Chaykin made every character his own unique creation. Even character actors have a "type," but Chaykin didn't. Who else could have played mad Major Fambrough in Dances with Wolves, intimidating bastard Harvey Weingard in Entourage, and (my favourite) the sour, sharp Nero Wolfe in The Nero Wolfe Mysteries so successfully? Chaykin managed to create something new with the character while remaining uncommonly true to Stout's original work. One of his last appearances was on the HBO Canada TV show Less Than Kind, about a fat kid growing up in Winnipeg. It's quirky, intelligent and deadpan snarky, but Chaykin is the best part of it. He steals the show whenever he's on the screen.

But Maury Chaykin was an obese sexagenarian who looked like he might have been on high doses of steroids. The last episode of Less Than Kind broadcast in Canada was titled "Terminus ad Quem." Maury Chaykin met his own personal terminus ad quem on July 27, his 61st birthday, in Toronto. And Charlene, who suspected that an obese 61-year-old might not survive yet another broiling-hot Winnipeg summer shooting outdoor scenes, gets 11 points plus 5 points for a solo, and another 15 points because Chaykin ruined his own birthday party. Total: 31.

— Charlene

 
     
  Skull Line  
     
   
  Mitch Miller  
     
 

What did JD Baldwin think of Mitch Miller? Read any of the paragraphs below and you'll find out. Thanks, JD.

* * *

Even people who have no idea who Mitch Miller was will instantly recognize the "bouncing ball" moving across on-screen lyrics. Most of them would recognize the name of his television show: Sing Along with Mitch. That was just a truncated version of his personal motto: "Sing Along with Mitch ... or Mitch Will Fucking Destroy You."
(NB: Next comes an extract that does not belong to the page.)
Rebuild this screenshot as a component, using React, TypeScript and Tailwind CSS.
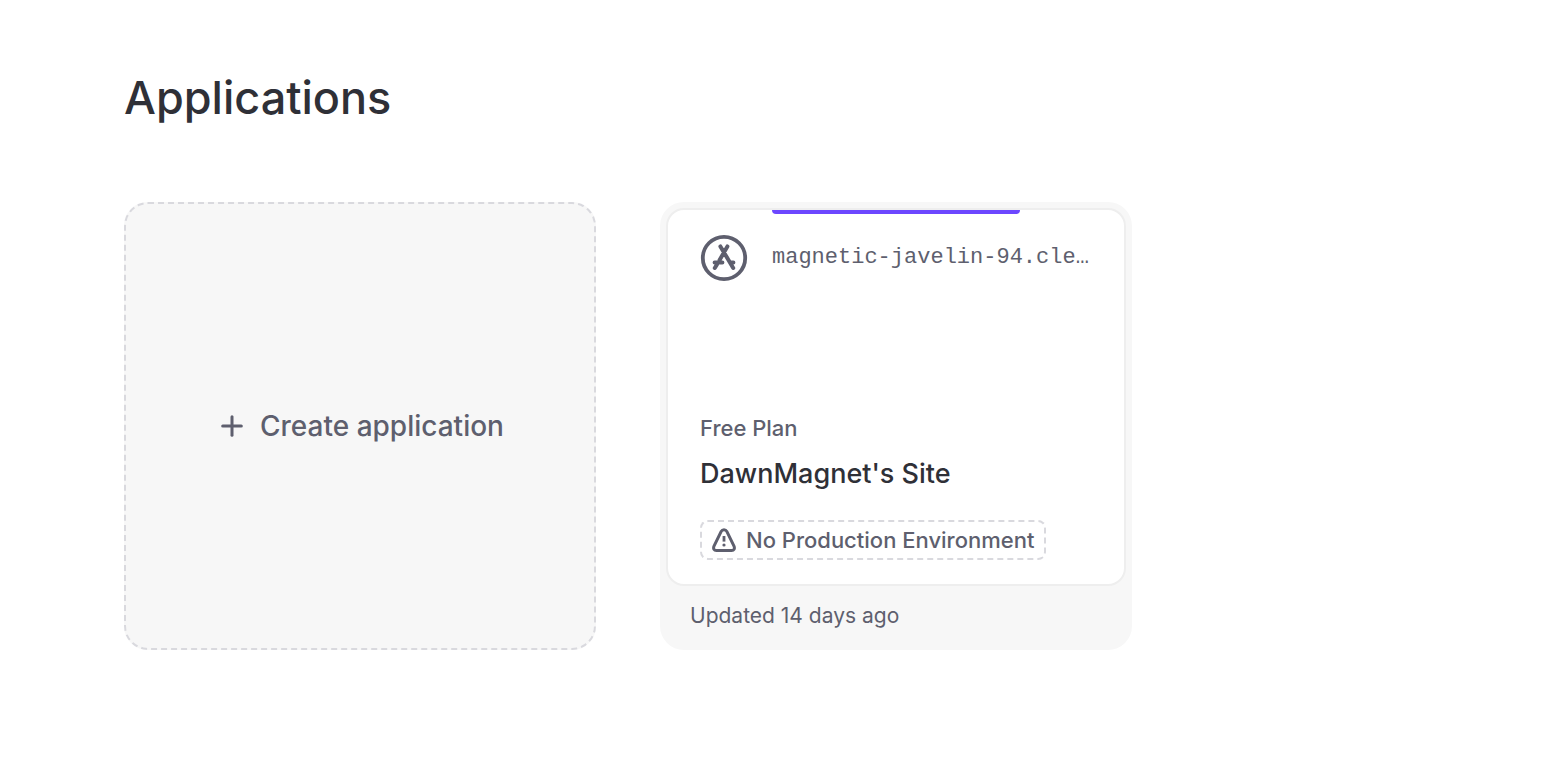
import { Plus } from 'lucide-react';

function AppStoreIcon() {
  return (
    <svg viewBox="0 0 48 48" className="size-12 shrink-0" fill="none" stroke="currentColor" strokeLinecap="round" strokeLinejoin="round" aria-hidden="true">
      <circle cx="24" cy="24" r="21.2" strokeWidth="3.8" />
      <path d="M20.4 12.4 33.2 34M27.4 12.4 19.6 26M17 30.4 14.8 34M14.6 28.4H22.4M30.4 28.4H33.4" strokeWidth="4" />
    </svg>
  );
}

function WarningIcon() {
  return (
    <svg viewBox="0 0 24 24" className="size-6 shrink-0" fill="none" stroke="currentColor" strokeLinecap="round" strokeLinejoin="round" aria-hidden="true">
      <path d="M9.2 3.4C10.4 1.1 13.6 1.1 14.8 3.4L22 18.2C23 20.5 22 22.5 19.6 22.5H4.4C2 22.5 1 20.5 2 18.2Z" strokeWidth="3" />
      <path d="M12 8V13.6" strokeWidth="2.8" strokeLinecap="butt" />
      <circle cx="12" cy="17" r="1.6" fill="currentColor" stroke="none" />
    </svg>
  );
}

function CreateCard() {
  return (
    <button
      type="button"
      className="flex h-112 cursor-pointer items-center justify-center gap-3 rounded-3xl border-2 border-dashed border-[#d9d9de] bg-[#f7f7f7] text-[28px] leading-9 font-medium text-[#5e5f6e]"
    >
      <Plus className="size-8" strokeWidth={2.25} aria-hidden="true" />
      Create application
    </button>
  );
}

type Application = {
  name: string;
  domain: string;
  plan: string;
  status: string;
  updated: string;
};

function ApplicationCard({ app }: { app: Application }) {
  return (
    <a href="#" className="flex h-112 flex-col rounded-3xl bg-[#f7f7f7] p-1.5 text-[22px] leading-8 text-[#5e5f6e]">
      <div className="relative flex flex-1 flex-col rounded-[18px] border-2 border-[#eeeeee] bg-white px-8 pt-6 pb-6">
        <span className="absolute top-0 left-26 h-1 w-62 rounded-b bg-[#6c47ff]" />
        <div className="flex items-center gap-6">
          <AppStoreIcon />
          <span className="truncate font-['Liberation_Mono',monospace]">{app.domain}</span>
        </div>
        <p className="mt-auto font-medium">{app.plan}</p>
        <h2 className="mt-3 text-[27px] leading-9 font-medium text-[#2f3037]">{app.name}</h2>
        <div className="mt-7 flex h-10 items-center gap-2.5 self-start rounded-lg border-2 border-dashed border-[#d9d9de] px-2.5 font-medium">
          <WarningIcon />
          {app.status}
        </div>
      </div>
      <p className="px-6 pt-3.5 pb-3 text-[21px] leading-8">{app.updated}</p>
    </a>
  );
}

const applications: Application[] = [
  {
    name: "DawnMagnet's Site",
    domain: 'magnetic-javelin-94.cle…',
    plan: 'Free Plan',
    status: 'No Production Environment',
    updated: 'Updated 14 days ago',
  },
];

export default function App() {
  return (
    <main className="min-h-screen bg-white px-31 pt-[66px] pb-12 font-[Inter,sans-serif]">
      <h1 className="text-[45px] leading-16 font-medium text-[#2f3037]">Applications</h1>
      <div className="mt-18 grid grid-cols-[repeat(auto-fill,minmax(0,472px))] gap-16">
        <CreateCard />
        {applications.map((app) => (
          <ApplicationCard key={app.name} app={app} />
        ))}
      </div>
    </main>
  );
}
I barely even have to write about Mitch Miller (but I'm gonna anyway) because Wikipedia has a quote from Will Friedwald that sums up the man's whole legacy:

Miller exemplified the worst in American pop. He first aroused the ire of intelligent listeners by trying to turn — and darn near succeeding in turning — great artists like Sinatra, Clooney, and Tony Bennett into hacks. Miller chose the worst songs and put together the worst backings imaginable — not with the hit-or-miss attitude that bad musicians traditionally used, but with insight, forethought, careful planning, and perverted brilliance.

"Perverted brilliance." I come not to disrespect Miller, but to praise him. My God, the man was a genius. An evil, monstrous, despicable, vile genius.
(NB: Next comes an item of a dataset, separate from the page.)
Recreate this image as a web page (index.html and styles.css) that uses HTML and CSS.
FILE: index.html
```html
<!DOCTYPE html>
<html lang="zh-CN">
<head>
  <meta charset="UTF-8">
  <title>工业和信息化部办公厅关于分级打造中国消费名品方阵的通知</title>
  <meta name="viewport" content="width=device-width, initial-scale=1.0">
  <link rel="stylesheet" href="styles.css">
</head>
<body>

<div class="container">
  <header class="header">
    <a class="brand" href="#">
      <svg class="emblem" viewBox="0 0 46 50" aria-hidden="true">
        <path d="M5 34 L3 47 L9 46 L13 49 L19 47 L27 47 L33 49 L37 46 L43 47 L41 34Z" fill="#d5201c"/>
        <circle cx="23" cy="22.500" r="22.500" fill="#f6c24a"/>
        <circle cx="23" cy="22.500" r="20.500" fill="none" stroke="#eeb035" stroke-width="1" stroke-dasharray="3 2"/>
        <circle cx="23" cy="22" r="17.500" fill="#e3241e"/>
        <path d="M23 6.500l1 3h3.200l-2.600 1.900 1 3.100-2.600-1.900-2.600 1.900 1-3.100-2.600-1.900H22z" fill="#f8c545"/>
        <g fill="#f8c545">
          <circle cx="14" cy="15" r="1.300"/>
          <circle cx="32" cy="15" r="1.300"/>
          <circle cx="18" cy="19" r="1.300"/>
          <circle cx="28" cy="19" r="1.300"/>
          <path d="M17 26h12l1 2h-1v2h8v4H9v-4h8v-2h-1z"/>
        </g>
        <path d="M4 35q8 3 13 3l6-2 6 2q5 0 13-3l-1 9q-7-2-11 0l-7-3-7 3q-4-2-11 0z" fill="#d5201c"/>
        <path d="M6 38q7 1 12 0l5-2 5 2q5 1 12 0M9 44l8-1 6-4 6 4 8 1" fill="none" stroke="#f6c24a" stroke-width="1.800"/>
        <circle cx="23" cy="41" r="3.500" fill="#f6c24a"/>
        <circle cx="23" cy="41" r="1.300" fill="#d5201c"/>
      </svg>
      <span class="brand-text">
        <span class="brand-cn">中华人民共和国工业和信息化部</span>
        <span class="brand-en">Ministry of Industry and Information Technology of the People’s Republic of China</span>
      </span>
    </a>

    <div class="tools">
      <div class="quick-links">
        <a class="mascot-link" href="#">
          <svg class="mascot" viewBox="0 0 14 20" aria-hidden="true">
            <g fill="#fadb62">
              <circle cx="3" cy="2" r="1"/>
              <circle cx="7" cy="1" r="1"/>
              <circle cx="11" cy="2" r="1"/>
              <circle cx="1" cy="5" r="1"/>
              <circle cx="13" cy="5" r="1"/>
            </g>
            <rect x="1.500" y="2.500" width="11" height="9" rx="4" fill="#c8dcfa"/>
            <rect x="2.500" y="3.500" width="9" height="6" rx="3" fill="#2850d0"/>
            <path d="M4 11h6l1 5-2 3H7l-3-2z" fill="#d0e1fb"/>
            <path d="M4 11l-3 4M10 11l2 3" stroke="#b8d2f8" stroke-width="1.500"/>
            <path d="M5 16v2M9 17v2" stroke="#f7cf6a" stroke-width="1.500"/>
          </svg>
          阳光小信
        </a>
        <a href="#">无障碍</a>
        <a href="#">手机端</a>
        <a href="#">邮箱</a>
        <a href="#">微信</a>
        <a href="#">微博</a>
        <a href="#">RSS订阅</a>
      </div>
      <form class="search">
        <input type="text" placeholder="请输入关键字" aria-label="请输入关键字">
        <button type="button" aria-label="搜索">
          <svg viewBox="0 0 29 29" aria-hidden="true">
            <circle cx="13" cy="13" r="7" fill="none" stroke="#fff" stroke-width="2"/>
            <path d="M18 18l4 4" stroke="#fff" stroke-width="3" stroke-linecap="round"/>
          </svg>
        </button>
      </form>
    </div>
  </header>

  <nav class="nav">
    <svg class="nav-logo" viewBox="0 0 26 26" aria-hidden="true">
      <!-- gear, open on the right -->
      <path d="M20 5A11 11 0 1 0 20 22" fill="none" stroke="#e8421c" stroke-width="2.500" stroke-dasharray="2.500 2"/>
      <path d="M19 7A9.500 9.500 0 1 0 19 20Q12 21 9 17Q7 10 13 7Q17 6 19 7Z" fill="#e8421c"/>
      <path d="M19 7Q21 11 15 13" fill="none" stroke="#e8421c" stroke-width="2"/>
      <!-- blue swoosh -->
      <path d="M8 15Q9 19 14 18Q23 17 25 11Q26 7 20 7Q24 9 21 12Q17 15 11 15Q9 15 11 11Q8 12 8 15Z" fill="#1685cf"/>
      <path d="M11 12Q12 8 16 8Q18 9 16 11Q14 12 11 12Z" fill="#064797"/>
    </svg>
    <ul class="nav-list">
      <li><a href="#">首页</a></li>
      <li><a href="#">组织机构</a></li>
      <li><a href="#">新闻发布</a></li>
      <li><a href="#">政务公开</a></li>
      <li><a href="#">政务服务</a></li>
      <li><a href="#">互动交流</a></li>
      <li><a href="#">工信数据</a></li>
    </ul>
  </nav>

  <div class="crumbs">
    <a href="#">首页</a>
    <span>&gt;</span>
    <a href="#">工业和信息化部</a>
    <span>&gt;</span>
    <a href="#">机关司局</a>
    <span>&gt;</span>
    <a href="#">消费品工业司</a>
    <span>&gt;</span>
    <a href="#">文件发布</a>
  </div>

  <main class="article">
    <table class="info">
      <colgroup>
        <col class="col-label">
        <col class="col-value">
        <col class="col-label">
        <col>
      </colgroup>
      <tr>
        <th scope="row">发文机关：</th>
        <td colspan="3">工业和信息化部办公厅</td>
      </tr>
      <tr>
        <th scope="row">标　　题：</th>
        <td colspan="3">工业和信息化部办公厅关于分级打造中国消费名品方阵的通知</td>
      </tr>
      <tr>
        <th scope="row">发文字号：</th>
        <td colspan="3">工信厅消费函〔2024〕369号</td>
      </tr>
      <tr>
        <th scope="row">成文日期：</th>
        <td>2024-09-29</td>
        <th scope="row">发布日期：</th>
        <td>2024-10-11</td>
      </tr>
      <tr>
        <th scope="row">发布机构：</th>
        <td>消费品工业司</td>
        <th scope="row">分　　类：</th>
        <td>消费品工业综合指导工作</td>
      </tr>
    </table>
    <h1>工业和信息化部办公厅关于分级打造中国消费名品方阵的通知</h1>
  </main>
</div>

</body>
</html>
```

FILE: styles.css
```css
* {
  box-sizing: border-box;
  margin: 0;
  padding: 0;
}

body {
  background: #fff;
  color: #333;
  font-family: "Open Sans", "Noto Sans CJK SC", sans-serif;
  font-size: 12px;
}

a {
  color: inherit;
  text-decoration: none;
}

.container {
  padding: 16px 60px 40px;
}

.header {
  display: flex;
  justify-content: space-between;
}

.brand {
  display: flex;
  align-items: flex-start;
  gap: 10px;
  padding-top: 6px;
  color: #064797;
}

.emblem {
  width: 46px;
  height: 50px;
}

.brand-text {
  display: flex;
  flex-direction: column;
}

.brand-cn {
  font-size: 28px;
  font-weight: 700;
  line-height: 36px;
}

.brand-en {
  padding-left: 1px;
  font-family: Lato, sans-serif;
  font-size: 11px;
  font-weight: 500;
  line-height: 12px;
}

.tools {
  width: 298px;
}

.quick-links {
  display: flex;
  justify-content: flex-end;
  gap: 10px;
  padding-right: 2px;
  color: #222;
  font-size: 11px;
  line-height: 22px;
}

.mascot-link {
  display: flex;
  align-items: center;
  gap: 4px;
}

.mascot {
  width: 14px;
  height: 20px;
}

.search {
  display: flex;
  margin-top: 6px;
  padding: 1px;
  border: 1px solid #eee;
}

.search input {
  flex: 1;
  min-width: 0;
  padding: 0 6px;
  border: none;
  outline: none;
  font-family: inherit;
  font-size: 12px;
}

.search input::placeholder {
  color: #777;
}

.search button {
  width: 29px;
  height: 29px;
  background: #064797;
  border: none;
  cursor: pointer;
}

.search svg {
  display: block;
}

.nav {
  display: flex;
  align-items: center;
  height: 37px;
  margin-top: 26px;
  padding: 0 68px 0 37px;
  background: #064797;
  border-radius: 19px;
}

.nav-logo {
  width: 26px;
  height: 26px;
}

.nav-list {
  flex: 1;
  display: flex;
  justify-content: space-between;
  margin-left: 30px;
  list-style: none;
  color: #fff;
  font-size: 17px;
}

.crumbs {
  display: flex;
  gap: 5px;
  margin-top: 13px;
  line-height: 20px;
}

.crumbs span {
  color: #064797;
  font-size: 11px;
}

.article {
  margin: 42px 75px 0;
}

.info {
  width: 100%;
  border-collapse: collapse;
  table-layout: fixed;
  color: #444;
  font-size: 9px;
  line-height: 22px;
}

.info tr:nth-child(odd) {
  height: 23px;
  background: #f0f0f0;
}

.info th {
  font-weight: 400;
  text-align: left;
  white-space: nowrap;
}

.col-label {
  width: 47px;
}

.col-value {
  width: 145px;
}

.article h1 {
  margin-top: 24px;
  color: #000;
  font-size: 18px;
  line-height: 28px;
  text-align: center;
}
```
Oh, he had musical talent. He was a skilled conductor, both on the podium in public and in his deft handling of temperamental musicians in rehearsals and arrangements. I have personally heard him play the oboe, live, and he could have won a position in any symphony orchestra in the world — first chair in just about any of them. Charlie Parker is not normally someone considered to have a tin ear, and he gave Miller a job. (A favor Miller returned.)

Some of the classical recordings that, in my youth, turned me on to some of the greatest music ever were, either directly or indirectly, created by Miller. (After Miller went to the "pop" side of the business, Columbia's classical division went completely to hell. Except that they managed to hold onto Glenn Gould.)
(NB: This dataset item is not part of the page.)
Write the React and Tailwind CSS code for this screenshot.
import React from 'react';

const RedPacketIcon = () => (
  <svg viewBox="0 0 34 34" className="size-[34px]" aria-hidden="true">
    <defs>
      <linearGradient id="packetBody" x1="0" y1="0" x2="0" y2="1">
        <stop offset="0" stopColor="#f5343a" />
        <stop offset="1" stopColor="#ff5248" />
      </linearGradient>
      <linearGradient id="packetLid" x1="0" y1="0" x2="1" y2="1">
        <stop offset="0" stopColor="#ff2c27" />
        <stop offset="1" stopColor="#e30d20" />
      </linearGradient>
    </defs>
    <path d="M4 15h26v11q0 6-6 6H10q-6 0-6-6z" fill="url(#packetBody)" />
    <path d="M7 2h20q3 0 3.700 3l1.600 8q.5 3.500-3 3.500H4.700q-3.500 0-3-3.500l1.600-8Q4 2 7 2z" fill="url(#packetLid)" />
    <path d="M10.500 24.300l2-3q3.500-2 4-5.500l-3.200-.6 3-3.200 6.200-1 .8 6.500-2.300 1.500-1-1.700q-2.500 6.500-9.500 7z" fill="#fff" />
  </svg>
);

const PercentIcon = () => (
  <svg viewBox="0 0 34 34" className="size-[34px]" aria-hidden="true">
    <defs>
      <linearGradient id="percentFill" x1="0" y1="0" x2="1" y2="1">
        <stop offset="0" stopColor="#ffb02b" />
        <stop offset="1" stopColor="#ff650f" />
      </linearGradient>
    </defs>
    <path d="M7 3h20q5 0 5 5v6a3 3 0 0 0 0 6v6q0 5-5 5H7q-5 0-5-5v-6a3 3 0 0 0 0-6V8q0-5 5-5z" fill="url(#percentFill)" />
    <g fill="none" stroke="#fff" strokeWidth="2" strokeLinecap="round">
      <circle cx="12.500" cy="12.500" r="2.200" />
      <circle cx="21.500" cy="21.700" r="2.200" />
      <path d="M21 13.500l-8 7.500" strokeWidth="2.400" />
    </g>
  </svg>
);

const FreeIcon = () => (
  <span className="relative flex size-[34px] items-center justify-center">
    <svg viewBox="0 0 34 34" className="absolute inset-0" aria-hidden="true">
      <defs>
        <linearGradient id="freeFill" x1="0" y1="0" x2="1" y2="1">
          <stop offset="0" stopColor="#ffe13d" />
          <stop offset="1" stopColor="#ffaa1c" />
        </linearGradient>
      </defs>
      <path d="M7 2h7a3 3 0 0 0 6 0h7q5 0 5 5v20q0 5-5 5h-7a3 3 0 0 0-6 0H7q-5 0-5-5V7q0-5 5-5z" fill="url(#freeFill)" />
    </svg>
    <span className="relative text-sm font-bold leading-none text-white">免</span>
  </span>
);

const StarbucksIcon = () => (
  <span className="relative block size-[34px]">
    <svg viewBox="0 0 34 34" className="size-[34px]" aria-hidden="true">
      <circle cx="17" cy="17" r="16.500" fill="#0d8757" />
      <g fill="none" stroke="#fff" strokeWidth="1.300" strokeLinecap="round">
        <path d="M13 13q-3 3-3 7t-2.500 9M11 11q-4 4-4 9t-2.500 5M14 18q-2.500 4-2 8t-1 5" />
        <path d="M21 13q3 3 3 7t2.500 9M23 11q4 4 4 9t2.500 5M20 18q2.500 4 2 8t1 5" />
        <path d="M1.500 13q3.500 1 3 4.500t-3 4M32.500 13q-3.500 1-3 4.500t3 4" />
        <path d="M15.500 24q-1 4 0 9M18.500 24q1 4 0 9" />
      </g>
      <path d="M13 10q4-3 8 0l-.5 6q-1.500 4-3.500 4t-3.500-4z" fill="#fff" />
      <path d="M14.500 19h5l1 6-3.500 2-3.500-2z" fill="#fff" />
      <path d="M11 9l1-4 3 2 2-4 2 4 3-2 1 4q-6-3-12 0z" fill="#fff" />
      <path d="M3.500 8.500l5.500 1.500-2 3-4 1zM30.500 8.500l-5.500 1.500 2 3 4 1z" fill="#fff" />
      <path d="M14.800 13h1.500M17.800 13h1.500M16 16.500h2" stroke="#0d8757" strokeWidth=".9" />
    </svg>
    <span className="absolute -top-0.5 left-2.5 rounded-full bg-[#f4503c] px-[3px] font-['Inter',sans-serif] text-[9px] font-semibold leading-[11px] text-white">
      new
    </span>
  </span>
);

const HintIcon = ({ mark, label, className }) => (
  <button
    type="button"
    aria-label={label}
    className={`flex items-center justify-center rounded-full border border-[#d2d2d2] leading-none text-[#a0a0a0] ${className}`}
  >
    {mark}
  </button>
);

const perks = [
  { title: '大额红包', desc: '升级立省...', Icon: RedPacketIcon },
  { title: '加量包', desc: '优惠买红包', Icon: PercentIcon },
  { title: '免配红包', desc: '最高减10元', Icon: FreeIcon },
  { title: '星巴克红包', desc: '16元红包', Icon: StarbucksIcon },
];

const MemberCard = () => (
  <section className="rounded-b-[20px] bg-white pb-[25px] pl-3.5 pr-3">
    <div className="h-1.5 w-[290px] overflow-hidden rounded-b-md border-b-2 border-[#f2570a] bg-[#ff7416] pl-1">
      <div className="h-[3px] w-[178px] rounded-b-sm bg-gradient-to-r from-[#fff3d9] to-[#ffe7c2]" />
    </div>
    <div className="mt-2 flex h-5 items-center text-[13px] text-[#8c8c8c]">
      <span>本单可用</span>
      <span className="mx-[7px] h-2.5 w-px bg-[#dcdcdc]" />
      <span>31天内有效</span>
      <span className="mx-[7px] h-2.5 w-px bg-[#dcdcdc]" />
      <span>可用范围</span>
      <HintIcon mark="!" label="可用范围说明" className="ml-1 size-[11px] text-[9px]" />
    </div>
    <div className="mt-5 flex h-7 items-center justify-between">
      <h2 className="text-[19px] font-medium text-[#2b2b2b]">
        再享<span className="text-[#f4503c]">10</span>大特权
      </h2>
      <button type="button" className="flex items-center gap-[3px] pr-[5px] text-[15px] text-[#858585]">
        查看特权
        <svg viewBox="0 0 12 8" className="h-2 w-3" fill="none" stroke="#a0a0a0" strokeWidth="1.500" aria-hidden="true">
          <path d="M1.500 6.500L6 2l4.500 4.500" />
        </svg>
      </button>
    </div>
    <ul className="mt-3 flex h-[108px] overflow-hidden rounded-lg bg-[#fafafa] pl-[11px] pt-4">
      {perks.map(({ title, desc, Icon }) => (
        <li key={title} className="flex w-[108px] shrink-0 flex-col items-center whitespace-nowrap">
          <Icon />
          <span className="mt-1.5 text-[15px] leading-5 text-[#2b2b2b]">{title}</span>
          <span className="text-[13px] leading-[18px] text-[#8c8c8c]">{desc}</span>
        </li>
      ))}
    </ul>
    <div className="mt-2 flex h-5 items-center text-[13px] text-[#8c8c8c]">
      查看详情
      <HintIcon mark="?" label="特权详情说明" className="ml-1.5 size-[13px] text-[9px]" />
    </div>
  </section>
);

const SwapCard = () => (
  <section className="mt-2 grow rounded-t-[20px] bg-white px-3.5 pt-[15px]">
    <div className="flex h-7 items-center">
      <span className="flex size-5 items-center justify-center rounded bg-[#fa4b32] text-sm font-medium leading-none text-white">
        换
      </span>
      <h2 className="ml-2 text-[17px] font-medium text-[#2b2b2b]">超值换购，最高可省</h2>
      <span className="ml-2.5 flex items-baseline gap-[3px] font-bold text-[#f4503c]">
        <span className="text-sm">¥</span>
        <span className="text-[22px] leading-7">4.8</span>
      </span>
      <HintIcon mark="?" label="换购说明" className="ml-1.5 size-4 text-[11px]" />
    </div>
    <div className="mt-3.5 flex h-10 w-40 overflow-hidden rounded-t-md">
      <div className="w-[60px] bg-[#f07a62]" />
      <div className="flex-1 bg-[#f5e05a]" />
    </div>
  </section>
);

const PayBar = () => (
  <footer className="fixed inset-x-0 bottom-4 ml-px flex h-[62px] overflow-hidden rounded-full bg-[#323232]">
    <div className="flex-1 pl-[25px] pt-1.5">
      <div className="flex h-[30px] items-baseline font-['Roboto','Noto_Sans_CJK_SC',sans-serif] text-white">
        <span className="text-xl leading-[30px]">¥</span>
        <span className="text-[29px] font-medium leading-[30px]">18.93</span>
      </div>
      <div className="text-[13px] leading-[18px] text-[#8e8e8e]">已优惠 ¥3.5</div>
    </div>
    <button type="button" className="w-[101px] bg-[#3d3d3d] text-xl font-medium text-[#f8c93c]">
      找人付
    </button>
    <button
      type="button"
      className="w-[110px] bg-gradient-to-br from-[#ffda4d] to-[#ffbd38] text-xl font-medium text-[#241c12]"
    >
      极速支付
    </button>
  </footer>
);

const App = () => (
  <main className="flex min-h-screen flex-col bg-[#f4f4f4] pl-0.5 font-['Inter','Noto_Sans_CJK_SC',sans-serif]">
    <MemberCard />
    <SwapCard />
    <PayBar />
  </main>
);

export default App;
When Miller went into the business side of the music business, he was such a brilliant producer that he soon became the chief Artists and Repertoire (A&R) executive, first at Mercury and then at Columbia. And he was competent at that, too — the way Stalin showed he was "competent" at mass layoffs. Miller ruled with an iron fist at Columbia, where he did tremendous good — as long as the artists who benefited were in accord with his personal views of what ought to be promoted, and submitted to him humbly. Frankie Laine, Johnny Mathis and Patti Page have all praised Miller lavishly in public, and to my knowledge none of them ever said a bad word about him even in private. Page once commented that her career would have been shorter, and poorer, without Miller's guidance and help.

For that last bit alone, we can forgive Miller his relentless and astonishingly successful promotion of Doris Day. Well, mostly. (By "astonishingly successful" I mean he managed to ensure this cloying, irritatingly sunny-voiced precursor to Karen Carpenter somehow actually had a musical career.)

And then came the rebels. The guys who dared buck Miller's stodgy, conservative style. Sinatra is the most famous and obvious case. As Friedwald notes, Miller very nearly succeeded in relegating Frank Sinatra — FRANK-FUCKING-SINATRA — to the third tier of artists of the age. And he didn't do it by merely suppressing him, he did it with insanely, diabolically brilliant stuff like this:

Frank Sinatra's Worst Song

You're welcome.

He openly bullied Rosemary Clooney into this atrocity against good taste and sense, telling her she was fired if she didn't go along. (See "Miller, Mitch, personal motto of" above.)

Rosemary Clooney's Worst Song

That crap (a hit, of course) almost defined her whole identity as an artist. If "Mambo Italiano" hadn't been a big success soon after that, well ... one doesn't like to dwell on the alternate history for too long.

You know the stereotype of the record-company weasel lying-sack-of-shit, backstabbing producer/executive? You know how stereotypes don't usually happen by accident? Mitch Miller was the prototype for all of them. But if you need evidence that he was a soulless vampire, look no further than the quote "busgal" posted:

Interviewed by Time magazine in 1951, Mr. Miller was less than enthusiastic about the kind of gimmicky pop records that had become his specialty. "I wouldn't buy that stuff for myself," he said. "There's no real artistic satisfaction in this job. I satisfy my musical ego elsewhere."

The hit parade: Brigid, Buford, Busgal, Dead Batteries, Fireball, Hulka, JohnnyB, Kathi, Mark, O'Wilners, Ray Arthur and Roxanne Wiggs all threw the bouncing ball right between the old vampire's eyes and got two points apiece for knocking him into Music Hell, where he can share an oar with Florence Foster Jenkins and keep a seat warm for that guy from Bread.